However, despite this rather discouraging landscape, we have seen interesting
progress in rewritability results for OMQCs in the last couple of years, e.g., [2, 3,
7, 19, 23, 25]. Here we will review a selection of these works, focusing on two types
of results. First, we discuss two polynomial rewritings for OMQCs that allow for
very expressive DLs as ontology languages, and use as target languages variants
of Datalog.

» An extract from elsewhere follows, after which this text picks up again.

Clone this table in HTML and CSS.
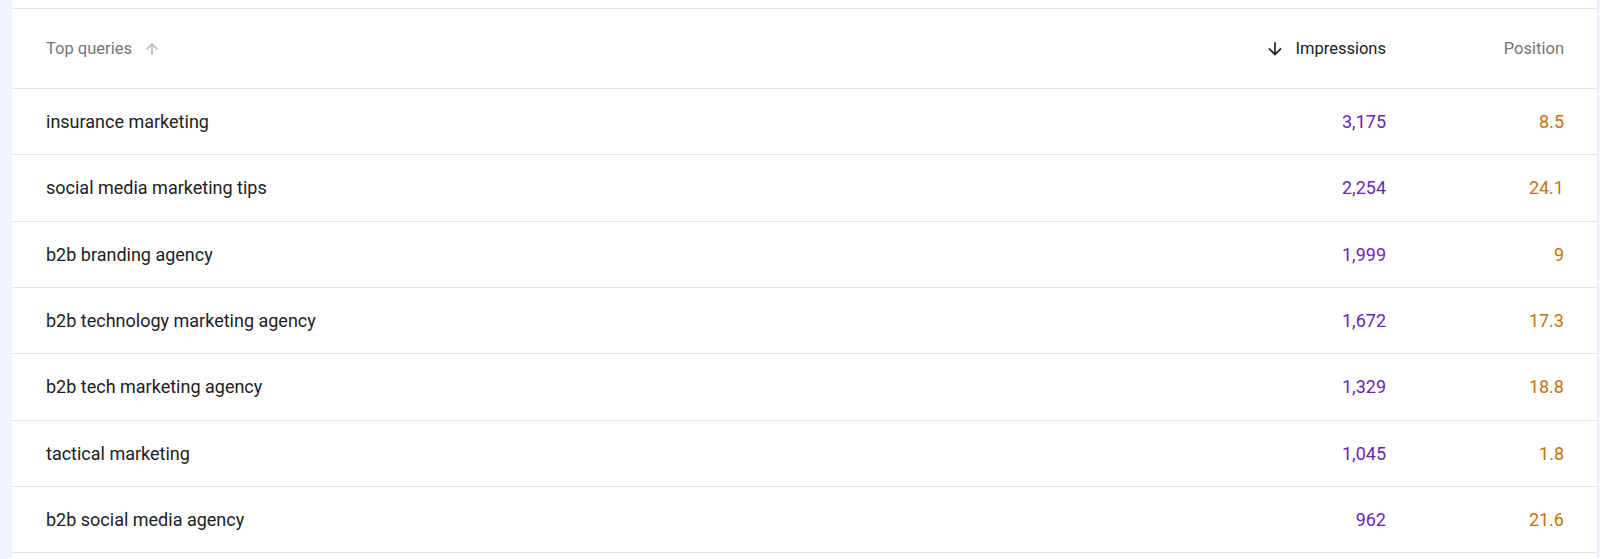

Then we will briefly recall a recent approach that identifies an FOL-
rewritable family of OMQs that includes full CQs and DL-Lite ontologies, but
restricts in a novel yet non-trivial way the use of closed predicates.
2 Rewriting instance OMQCs in very expressive DLs
Since we know that OMQC answering is coNP-hard in basically all interesting
cases [24], it makes sense to consider as target for rewritings more expressive
query languages that also exhibit such data complexity.
Moreover, OMQCs are a non-monotonic query language.
Example 3. Recall that the certain answers to (q, O, {ToyotaMotor}) over A are
{c1, c2, c3}. Assume that we received and updated list of Toyota motors that
includes ToyotaMotor(1PMSM), which is not listed as an IC motor. The cer-
tain answers to (q, O, {ToyotaMotor}) over A ∪ {ToyotaMotor(1PMSM)} are now
{c1, c3}, since c2 can now have 1PMSM as motor and thus no IC motor.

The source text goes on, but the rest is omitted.